Le gouvernement fédéral est en voie d'ajouter 200 milliards $ à la dette nationale, au cours des prochaines années, et il faudra patienter au moins 10 ans avant de renouer avec l'équilibre budgétaire, selon une nouvelle analyse de la firme torontoise Dale Orr Economic Insight.

Avec ce rapport, la firme vient soutenir l'opinion de plus en plus répandue selon laquelle le plan du gouvernement d'éliminer son déficit d'ici quatre ans n'est simplement pas défendable.

Et l'économiste Dale Orr condamne les critiques faites par le premier ministre, Stephen Harper, et le ministre des Finances, Jim Flaherty, concernant le plus récent rapport du directeur parlementaire du budget, Kevin Page. M. Page y a conclu que pour l'année 2013-2014, alors qu'Ottawa prévoit retrouver des surplus, le fédéral accusera en fait toujours un déficit de 17 milliards $.

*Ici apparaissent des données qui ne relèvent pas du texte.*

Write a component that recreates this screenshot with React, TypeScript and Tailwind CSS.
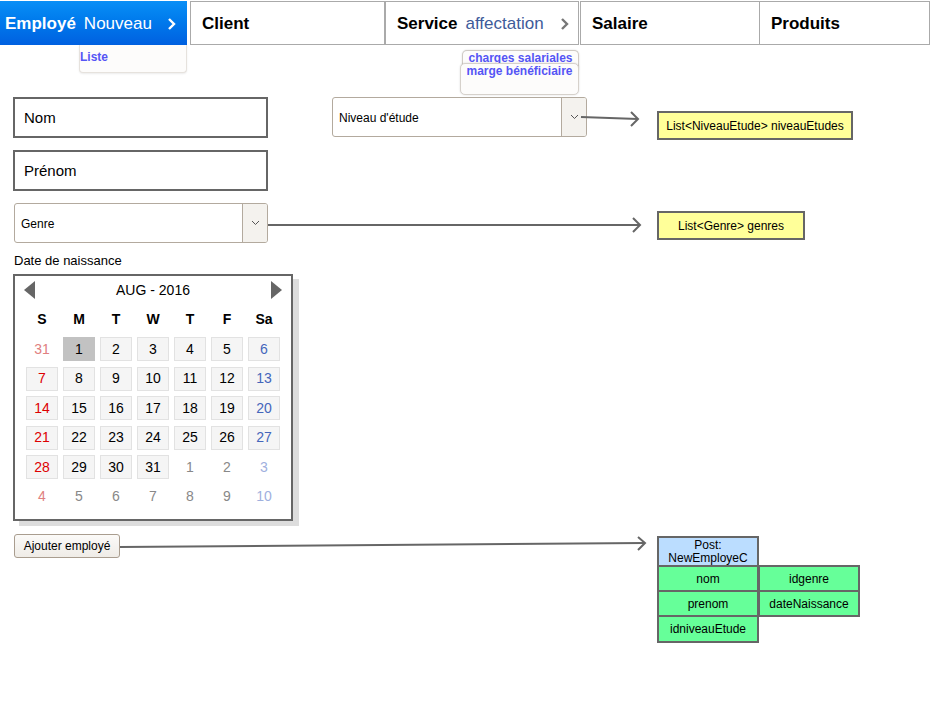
import { ReactNode } from 'react'

const FONT = { fontFamily: '"Liberation Sans", Arial, sans-serif' }

function Chevron({ className = '' }: { className?: string }) {
  return (
    <svg width="9" height="14" viewBox="0 0 9 14" className={className}>
      <path d="M2 2 L7 7 L2 12" fill="none" stroke="currentColor" strokeWidth="2.4" />
    </svg>
  )
}

function SelectBox({ label, className = '' }: { label: string; className?: string }) {
  return (
    <div className={`flex h-[40px] rounded-[3px] border border-[#b3aa9e] bg-white overflow-hidden ${className}`}>
      <div className="flex-1 flex items-center pl-[6px] pt-px text-[12px] text-black">{label}</div>
      <div className="w-[25px] flex items-center justify-center border-l border-[#b3aa9e] bg-[#f4f2ee]">
        <svg width="9" height="6" viewBox="0 0 9 6">
          <path d="M1 1 L4.5 4.5 L8 1" fill="none" stroke="#555" strokeWidth="1" />
        </svg>
      </div>
    </div>
  )
}

function Note({ children, className = '' }: { children: ReactNode; className?: string }) {
  return (
    <div className={`absolute flex items-center justify-center border-2 border-[#666] bg-[#ffff99] text-[12px] text-black ${className}`}>
      {children}
    </div>
  )
}

type Day = { n: number; cur: boolean }

function buildDays(): Day[] {
  const days: Day[] = [{ n: 31, cur: false }]
  for (let i = 1; i <= 31; i++) days.push({ n: i, cur: true })
  for (let i = 1; i <= 10; i++) days.push({ n: i, cur: false })
  return days
}

function dayColor(col: number, cur: boolean) {
  if (cur) {
    if (col === 0) return 'text-[#dd0000]'
    if (col === 6) return 'text-[#4466bb]'
    return 'text-black'
  }
  if (col === 0) return 'text-[#e08080]'
  if (col === 6) return 'text-[#9fb0de]'
  return 'text-[#888]'
}

function Calendar() {
  const days = buildDays()
  const heads = ['S', 'M', 'T', 'W', 'T', 'F', 'Sa']
  return (
    <div className="w-[280px] h-[247px] border-2 border-[#666] bg-white shadow-[6px_5px_0_#dddddd] pt-[3px] px-[9px]">
      <div className="flex h-[22px] items-center justify-between">
        <svg width="11" height="18" viewBox="0 0 11 18">
          <path d="M11 0 L0 9 L11 18 Z" fill="#666" />
        </svg>
        <span className="text-[14px] text-black">AUG - 2016</span>
        <svg width="11" height="18" viewBox="0 0 11 18">
          <path d="M0 0 L11 9 L0 18 Z" fill="#666" />
        </svg>
      </div>
      <div className="mt-[6px] grid grid-cols-[repeat(7,32px)] gap-x-[5px] pl-[2px]">
        {heads.map((h, i) => (
          <div key={i} className="h-[24px] flex items-center justify-center text-[14px] font-bold text-black">
            {h}
          </div>
        ))}
      </div>
      <div className="mt-[6px] grid grid-cols-[repeat(7,32px)] gap-x-[5px] gap-y-[5.6px] pl-[2px]">
        {days.map((d, i) => {
          const col = i % 7
          const selected = d.cur && d.n === 1
          const bg = !d.cur ? '' : selected ? 'bg-[#c2c2c2] border border-[#c2c2c2]' : 'bg-[#f5f5f5] border border-[#e2e2e2]'
          return (
            <div
              key={i}
              className={`h-[24px] flex items-center justify-center text-[14px] ${bg} ${dayColor(col, d.cur)}`}
            >
              {d.n}
            </div>
          )
        })}
      </div>
    </div>
  )
}

function Field({ label, className = '' }: { label: string; className?: string }) {
  return (
    <div className={`w-[255px] h-[41px] border-2 border-[#666] bg-white flex items-center pl-[9px] pt-[2px] text-[15px] text-black ${className}`}>
      {label}
    </div>
  )
}

function Cell({ children, className = '' }: { children: ReactNode; className?: string }) {
  return (
    <div className={`absolute flex items-center justify-center border-2 border-[#666] bg-[#66ff99] text-[12px] text-black ${className}`}>
      {children}
    </div>
  )
}

export default function App() {
  return (
    <div className="relative w-[930px] h-[716px] bg-white overflow-hidden" style={FONT}>
      {/* Tabs */}
      <div className="flex h-[45px] pt-px">
        <div className="relative w-[187px] flex items-center pt-px bg-gradient-to-b from-[#0a8ff6] to-[#0060e0] text-white text-[17px]">
          <span className="pl-[5px] font-bold">Employé</span>
          <span className="ml-[8px]">Nouveau</span>
          <Chevron className="ml-auto mr-[11px] text-white" />
          <div className="absolute left-[79px] top-[44px] w-[108px] h-[28px] bg-[#fdfcfb] border border-t-0 border-[#e6e2dd] rounded-b-[4px] shadow-[0_1px_2px_rgba(0,0,0,0.08)]">
            <span className="block text-[12px] font-bold text-[#5555f5] leading-[14px] pt-[5px]">Liste</span>
          </div>
        </div>
        <div className="ml-[3px] w-[195px] flex items-center pt-px border border-[#aaa] pl-[11px] text-[17px] font-bold text-black">
          Client
        </div>
        <div className="relative w-[194px] flex items-center pt-px border border-[#aaa] pl-[11px] text-[17px] text-black">
          <span className="font-bold">Service</span>
          <span className="ml-[8px] text-[#3e5b9a]">affectation</span>
          <Chevron className="ml-auto mr-[9px] text-[#777]" />
          <div className="absolute left-[76px] top-[48px] w-[117px] h-[20px] rounded-t-[5px] border border-b-0 border-[#cfcac4] bg-[#fdfcfb] shadow-[0_0_2px_rgba(0,0,0,0.15)] text-center text-[12px] font-bold text-[#5555f5] leading-[14px]">
            charges salariales
          </div>
          <div className="absolute left-[74px] top-[61px] w-[119px] h-[32px] rounded-[5px] border border-[#d6d1cb] bg-[#fdfcfb] shadow-[0_0_2px_rgba(0,0,0,0.15)] text-center text-[12px] font-bold text-[#5555f5] leading-[14px]">
            marge bénéficiaire
          </div>
        </div>
        <div className="ml-px w-[180px] flex items-center pt-px border border-[#aaa] pl-[11px] text-[17px] font-bold text-black">
          Salaire
        </div>
        <div className="flex-1 flex items-center pt-px border border-l-0 border-[#aaa] pl-[11px] text-[17px] font-bold text-black">
          Produits
        </div>
      </div>

      {/* Form column */}
      <div className="flex flex-col pl-[13px] pt-[52px]">
        <Field label="Nom" />
        <Field label="Prénom" className="mt-[12px]" />
        <SelectBox label="Genre" className="ml-px mt-[12px] w-[254px]" />
        <div className="ml-px mt-[10px] text-[13px] text-black leading-[15px]">Date de naissance</div>
        <div className="mt-[6px]">
          <Calendar />
        </div>
        <div className="ml-px mt-[13px] w-[106px] h-[24px] rounded-[3px] border border-[#a99d8f] bg-gradient-to-b from-[#fbfaf8] to-[#efece7] flex items-center justify-center text-[12px] text-black">
          Ajouter employé
        </div>
      </div>

      {/* Diagram */}
      <SelectBox label="Niveau d'étude" className="absolute left-[332px] top-[97px] w-[255px]" />
      <Note className="left-[657px] top-[111px] w-[196px] h-[29px]">List&lt;NiveauEtude&gt; niveauEtudes</Note>
      <Note className="left-[657px] top-[211px] w-[148px] h-[29px]">List&lt;Genre&gt; genres</Note>

      <div className="absolute left-[657px] top-[536px] w-[102px] h-[31px] border-2 border-[#666] bg-[#bbddff] flex flex-col items-center justify-center text-[12px] leading-[13px] text-black">
        <span>Post:</span>
        <span>NewEmployeC</span>
      </div>
      <Cell className="left-[657px] top-[565px] w-[102px] h-[27px]">nom</Cell>
      <Cell className="left-[758px] top-[565px] w-[102px] h-[27px]">idgenre</Cell>
      <Cell className="left-[657px] top-[590px] w-[102px] h-[27px]">prenom</Cell>
      <Cell className="left-[758px] top-[590px] w-[102px] h-[27px]">dateNaissance</Cell>
      <Cell className="left-[657px] top-[615px] w-[102px] h-[28px]">idniveauEtude</Cell>

      <svg className="absolute inset-0 pointer-events-none" width="930" height="716">
        <g fill="none" stroke="#666" strokeWidth="2">
          <path d="M581 117 L638 119" />
          <path d="M631 112 L638 119 L631 126" />
          <path d="M268 225 L640 225" />
          <path d="M633 218 L640 225 L633 232" />
          <path d="M120 547 L645 543" />
          <path d="M638 537 L645 543 L638 550" />
        </g>
      </svg>
    </div>
  )
}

«Le gouvernement s'est défoulé sur lui», a estimé M. Orr, à propos des critiques qu'a reçu M. Page.

«Ses principales conclusions semblent être celles que l'on obtient si l'on fait une mise à jour aujourd'hui. Pourquoi est-ce que le gouvernement n'a pas dit «Oui, la situation est très différente de celle du budget en janvier dernier (...) Les prévisions quant à la situation économique se sont visiblement détériorées depuis janvier'«, a demandé l'économiste.

M. Orr a reconnu que le gouvernement réagirait peut-être de la même façon à son rapport qu'à celui de M. Page, mais il a soutenu que le nombre d'avis qui contredisent le gouvernement s'élevait, puisque les analyses de la Banque TD, de M. Page et la sienne en sont toutes venues à des conclusions semblables.

M. Flaherty a réagi le premier au rapport de M. Page, en le qualifiant de «pessimiste». M. Harper a par la suite été plus sévère, en rejetant l'idée que le Canada accusait un déficit structurel et qu'il faudrait hausser les impôts ou sabrer dans les programmes pour l'éliminer.

«Ce n'est pas nécessaire pour nous de commencer à couper dans les programmes, ni de hausser les impôts», avait-il fait valoir, lorsqu'il se trouvait en Italie pour le sommet du G8, ajoutant que cela serait une «politique très stupide».

Le premier ministre a néanmoins admis qu'il faudrait peut-être patienter plus longtemps que les quatre ans prévus dans le budget fédéral avant de retrouver l'équilibre budgétaire. Mais il a indiqué qu'il prévoyait laisser la croissance économique résoudre la situation, une fois que la récession sera passée.

M. Orr ne s'est pas prononcé quant à ce que devrait faire le gouvernement pour remédier à la situation, mais il a averti que l'idée de dépendre de la croissance économique était «risquée» et qu'il y avait peu de chances qu'elle offre des résultats avant un bon moment.

Après 2011, a-t-il expliqué, les baby-boomers auront tour à tour 65 ans et quitteront le marché du travail, ce qui réduira le potentiel de la croissance économique et s'ajoutera au nombre de demandes de rentes de retraite et de soins de santé auxquelles doit répondre le gouvernement.

D'autre part, le coût annuel du service de la dette augmentera considérablement, parce que le montant de la dette continuera de croître et les taux d'intérêts hausseront, pendant que l'économie se redressera. Le montant de la dette, prédit le rapport de M. Orr, augmentera donc de 200 milliards $ au cours des 10 prochaines années, la faisant passer à 658 milliards $.

M. Orr n'a par ailleurs pas avancé, dans son analyse, qu'Ottawa se trouvait en situation de déficit structurel, comme l'a noté M. Page. Mais il a averti que pour éliminer le manque à gagner, même dans 10 ans, il faudrait que l'économie affiche une croissance de 2,4 pour cent annuellement.

Les prévisions du budget de janvier ne sont tout simplement plus raisonnables aujourd'hui, a soutenu M. Orr.